09/26/2012 01:50 pm ET Updated Nov 26, 2012

Recipe for a Non-Controversial School Year

Dear Parents and Guardians:

By now you've received the standard "Welcome back" letter from the principal. It explained how the staff is looking forward to a productive academic year free of problems that can disrupt the educational process. That's where we come in.

We're the Rockman Group, a nationally recognized law firm retained by the district to assist in the area of conflict resolution.

What kind of conflicts are we talking about? Well, many of you may remember last year when a student came to class wearing a T-shirt emblazoned with a cartoon of the principal's decapitated head on a stick, roasting over campfire like a big marshmallow. The repercussions were convoluted and largely counter-productive, and having local TV news drones trying to grab sound bites from students as they got off the bus was particularly egregious. So goodbye to all that. From now on when a similar incident occurs, we say it's time to 'Bring on the Rock.'

Representatives from our firm will be on campus daily to provide full documentation of all disciplinary cases. Our emphasis will be on prevention not reaction. No longer will provocative garments be allowed into the building. Nor will anyone be permitted to bring the family ferret and claim it's a service animal. The school will not be turned into a testing ground for the limits of free expression. Anyone who wants to romp into that minefield can do it on his/her own time, which means nights and weekends.

There are no secrets to our methodology. The Rockman Group strives for total awareness. If there are no secrets there are fewer options for surprises. Here are some examples of how we bring transparency to the campus:

We've installed CCTV in every hallway and classroom, the cafeteria, and all outdoor meeting areas. It operates day and night and uses the latest facial recognition software so there will be zero disagreement about anyone's identity in any given frame.
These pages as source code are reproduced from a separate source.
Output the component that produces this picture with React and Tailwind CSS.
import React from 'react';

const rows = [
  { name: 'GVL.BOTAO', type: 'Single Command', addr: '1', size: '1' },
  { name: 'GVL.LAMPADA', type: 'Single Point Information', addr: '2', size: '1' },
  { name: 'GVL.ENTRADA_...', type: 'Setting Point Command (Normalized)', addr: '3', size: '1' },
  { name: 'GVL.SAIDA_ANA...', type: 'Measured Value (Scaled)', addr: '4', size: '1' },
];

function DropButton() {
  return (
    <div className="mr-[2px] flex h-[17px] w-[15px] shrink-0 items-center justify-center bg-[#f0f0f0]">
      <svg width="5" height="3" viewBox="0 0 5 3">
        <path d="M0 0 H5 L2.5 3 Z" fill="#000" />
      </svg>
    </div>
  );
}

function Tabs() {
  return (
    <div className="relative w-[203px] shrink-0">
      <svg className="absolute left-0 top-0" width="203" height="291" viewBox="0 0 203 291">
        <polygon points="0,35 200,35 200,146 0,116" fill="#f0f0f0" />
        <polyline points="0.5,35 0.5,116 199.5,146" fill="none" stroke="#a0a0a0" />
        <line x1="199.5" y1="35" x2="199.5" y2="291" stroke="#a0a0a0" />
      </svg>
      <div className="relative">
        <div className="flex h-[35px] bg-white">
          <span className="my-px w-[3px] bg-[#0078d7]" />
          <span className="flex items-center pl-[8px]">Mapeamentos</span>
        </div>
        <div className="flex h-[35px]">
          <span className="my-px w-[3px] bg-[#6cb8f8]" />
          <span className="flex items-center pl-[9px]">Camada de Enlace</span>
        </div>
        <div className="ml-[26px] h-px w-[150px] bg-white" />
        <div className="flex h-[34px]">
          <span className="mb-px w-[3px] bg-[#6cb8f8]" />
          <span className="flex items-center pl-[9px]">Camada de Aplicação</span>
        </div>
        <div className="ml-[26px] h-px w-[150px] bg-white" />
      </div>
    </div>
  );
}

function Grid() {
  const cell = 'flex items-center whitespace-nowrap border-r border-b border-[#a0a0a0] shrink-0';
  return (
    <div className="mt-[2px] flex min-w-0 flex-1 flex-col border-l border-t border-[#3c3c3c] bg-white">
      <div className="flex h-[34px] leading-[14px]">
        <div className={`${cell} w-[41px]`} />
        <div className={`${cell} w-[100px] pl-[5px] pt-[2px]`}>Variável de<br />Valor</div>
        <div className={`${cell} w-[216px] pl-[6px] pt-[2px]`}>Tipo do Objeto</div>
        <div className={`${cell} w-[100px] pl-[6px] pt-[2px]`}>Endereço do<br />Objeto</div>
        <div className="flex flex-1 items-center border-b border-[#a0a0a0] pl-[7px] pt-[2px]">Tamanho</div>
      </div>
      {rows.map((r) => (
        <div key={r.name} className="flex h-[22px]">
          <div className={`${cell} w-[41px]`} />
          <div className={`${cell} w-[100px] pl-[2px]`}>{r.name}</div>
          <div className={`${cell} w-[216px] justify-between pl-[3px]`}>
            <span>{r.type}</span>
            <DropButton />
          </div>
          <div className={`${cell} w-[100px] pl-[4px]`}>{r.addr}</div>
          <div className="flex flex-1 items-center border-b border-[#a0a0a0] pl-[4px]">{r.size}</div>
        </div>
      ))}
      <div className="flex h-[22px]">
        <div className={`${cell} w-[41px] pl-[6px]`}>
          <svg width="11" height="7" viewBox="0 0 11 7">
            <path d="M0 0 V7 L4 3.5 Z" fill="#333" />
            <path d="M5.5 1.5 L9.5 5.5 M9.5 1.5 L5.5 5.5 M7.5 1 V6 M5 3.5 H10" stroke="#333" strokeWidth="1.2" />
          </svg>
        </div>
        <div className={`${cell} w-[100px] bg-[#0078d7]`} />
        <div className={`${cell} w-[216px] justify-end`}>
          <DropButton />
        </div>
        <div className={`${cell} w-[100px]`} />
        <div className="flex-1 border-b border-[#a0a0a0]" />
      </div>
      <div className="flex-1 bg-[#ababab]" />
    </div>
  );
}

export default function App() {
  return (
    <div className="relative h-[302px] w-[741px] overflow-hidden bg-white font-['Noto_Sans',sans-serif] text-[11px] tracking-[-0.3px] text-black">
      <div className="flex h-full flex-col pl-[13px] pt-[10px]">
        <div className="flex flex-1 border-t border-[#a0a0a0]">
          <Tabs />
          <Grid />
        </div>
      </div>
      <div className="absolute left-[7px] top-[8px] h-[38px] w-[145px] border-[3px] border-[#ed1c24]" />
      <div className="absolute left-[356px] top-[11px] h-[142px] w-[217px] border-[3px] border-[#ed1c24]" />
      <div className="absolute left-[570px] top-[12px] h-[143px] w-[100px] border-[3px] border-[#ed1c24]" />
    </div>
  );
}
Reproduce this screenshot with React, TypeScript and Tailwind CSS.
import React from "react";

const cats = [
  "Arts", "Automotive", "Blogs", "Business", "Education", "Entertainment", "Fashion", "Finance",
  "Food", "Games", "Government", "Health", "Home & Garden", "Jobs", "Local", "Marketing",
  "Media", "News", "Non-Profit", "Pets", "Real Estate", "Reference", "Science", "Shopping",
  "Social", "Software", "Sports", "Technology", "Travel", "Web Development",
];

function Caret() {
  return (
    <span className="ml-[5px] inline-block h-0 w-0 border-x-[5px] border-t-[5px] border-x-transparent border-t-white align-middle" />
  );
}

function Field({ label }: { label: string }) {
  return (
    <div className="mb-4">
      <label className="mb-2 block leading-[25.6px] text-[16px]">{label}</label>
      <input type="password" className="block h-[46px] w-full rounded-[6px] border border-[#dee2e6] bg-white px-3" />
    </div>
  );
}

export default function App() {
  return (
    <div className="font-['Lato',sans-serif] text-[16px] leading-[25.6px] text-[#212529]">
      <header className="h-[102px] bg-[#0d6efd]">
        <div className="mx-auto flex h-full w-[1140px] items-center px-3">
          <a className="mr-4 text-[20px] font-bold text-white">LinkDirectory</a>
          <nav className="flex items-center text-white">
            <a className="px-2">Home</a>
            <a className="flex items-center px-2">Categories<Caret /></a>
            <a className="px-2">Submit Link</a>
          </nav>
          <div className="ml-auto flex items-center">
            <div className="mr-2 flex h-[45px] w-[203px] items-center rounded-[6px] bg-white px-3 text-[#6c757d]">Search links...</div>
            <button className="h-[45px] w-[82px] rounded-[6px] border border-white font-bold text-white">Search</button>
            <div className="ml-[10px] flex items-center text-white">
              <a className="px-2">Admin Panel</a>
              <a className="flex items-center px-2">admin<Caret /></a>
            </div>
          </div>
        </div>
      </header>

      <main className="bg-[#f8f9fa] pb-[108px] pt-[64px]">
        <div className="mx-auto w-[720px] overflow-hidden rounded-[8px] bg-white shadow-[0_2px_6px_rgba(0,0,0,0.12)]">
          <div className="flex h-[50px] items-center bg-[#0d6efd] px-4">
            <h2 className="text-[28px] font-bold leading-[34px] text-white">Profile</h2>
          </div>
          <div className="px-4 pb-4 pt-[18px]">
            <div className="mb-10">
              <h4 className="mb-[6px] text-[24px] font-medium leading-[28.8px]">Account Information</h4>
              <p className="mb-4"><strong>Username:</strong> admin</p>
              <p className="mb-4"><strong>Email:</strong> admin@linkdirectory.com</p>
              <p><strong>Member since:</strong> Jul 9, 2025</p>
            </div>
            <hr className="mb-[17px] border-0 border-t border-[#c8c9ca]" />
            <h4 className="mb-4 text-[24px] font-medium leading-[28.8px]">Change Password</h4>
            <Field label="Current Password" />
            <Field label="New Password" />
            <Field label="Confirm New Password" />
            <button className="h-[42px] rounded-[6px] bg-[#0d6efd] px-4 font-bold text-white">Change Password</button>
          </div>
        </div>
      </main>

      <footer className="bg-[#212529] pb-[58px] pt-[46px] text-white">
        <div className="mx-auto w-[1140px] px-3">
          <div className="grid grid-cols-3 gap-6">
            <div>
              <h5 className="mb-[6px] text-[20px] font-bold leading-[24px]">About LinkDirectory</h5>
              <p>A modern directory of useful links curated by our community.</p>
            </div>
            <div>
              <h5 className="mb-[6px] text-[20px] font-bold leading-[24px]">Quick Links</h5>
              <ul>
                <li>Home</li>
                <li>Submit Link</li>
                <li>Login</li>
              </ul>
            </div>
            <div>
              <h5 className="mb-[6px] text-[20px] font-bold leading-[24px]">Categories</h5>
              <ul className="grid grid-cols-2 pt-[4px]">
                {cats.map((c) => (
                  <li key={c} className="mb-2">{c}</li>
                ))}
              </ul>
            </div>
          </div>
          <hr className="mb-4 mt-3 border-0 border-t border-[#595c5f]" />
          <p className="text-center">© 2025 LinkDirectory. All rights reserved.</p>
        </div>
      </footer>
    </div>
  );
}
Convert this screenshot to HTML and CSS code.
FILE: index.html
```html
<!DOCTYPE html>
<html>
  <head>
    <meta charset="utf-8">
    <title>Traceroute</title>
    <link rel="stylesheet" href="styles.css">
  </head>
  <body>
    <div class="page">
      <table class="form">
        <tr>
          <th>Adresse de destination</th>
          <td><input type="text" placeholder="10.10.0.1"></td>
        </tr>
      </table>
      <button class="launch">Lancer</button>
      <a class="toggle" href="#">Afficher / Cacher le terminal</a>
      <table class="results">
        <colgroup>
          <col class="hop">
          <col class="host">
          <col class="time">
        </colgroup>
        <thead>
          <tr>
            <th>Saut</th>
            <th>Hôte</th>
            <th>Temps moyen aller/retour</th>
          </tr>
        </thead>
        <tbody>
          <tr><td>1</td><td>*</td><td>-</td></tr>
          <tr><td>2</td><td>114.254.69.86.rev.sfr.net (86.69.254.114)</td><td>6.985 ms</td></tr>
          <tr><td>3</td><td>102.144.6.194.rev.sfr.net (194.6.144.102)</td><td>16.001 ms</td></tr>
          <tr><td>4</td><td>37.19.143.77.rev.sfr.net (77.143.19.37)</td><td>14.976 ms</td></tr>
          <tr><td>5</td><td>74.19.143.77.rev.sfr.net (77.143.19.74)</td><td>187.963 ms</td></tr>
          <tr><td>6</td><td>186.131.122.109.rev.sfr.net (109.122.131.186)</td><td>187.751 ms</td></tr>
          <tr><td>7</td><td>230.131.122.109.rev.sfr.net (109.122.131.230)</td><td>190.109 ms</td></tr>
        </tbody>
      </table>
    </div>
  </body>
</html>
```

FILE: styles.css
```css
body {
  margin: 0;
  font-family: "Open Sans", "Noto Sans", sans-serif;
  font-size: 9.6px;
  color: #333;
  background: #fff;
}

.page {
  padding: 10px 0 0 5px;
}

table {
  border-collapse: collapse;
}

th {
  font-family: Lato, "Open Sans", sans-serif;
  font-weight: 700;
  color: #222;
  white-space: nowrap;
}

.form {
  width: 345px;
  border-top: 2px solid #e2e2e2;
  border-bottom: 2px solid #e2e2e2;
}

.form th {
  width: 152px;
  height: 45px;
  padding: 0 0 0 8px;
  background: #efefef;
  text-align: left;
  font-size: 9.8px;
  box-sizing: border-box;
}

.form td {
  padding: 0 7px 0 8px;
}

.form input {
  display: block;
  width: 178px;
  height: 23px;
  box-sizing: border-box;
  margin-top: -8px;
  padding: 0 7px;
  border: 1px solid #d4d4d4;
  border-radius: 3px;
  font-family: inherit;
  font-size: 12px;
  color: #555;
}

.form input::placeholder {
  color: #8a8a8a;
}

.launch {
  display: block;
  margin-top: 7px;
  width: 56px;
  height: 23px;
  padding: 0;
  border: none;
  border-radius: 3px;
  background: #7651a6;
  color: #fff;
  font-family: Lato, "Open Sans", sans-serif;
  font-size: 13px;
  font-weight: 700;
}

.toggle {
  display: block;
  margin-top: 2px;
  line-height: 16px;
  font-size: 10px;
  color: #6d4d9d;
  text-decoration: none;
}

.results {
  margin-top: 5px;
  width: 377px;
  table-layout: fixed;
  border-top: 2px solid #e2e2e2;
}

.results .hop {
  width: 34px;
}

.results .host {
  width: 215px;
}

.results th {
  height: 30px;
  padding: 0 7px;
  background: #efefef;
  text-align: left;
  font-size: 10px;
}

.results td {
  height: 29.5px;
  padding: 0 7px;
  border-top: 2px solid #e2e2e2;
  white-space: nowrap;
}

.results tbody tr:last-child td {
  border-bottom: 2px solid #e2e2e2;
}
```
We know what's in every backpack and book bag that comes through the front door. Ditto for the lockers. We have scanning devices the TSA can only dream about.

We're keeping track everything that gets posted on Facebook, YouTube, and other web venues.

Because privacy laws about wireless phone communication and the legality of monitoring call traffic are still somewhat hazy, we can't speak on the record about that particular subject, but the implication should be obvious. Just know the implication is probably true.

There may be some members of the school community who object to these measures and we're happy to discuss all legitimate concerns. However, adversarial responses won't be looked upon kindly. Whoever should decide to confront us will quickly learn the meaning of "no contest."

Seriously -- do you think the Founding Fathers wrote the Constitution to coddle some teenage twit who thinks it's cool to attend school wearing Jockey shorts and zombie make-up, or a prosthetic sex toy? Is that little bump of banality the legal hill anybody really wants to die on?

The Rockman Group believes school is a place for learning and not an open audition for 'The Kardashians' or some other brain-dead reality show. And keep in mind that, as one of the most respected law firms in existence, our connections reach onto the admissions board of every top college in America. We are not all stick and no carrot.

It's possible our tone may be misinterpreted as overly stern by some readers and for that we apologize. We're simply making a statement of purpose. This letter is not meant as a threat. It's a teachable moment.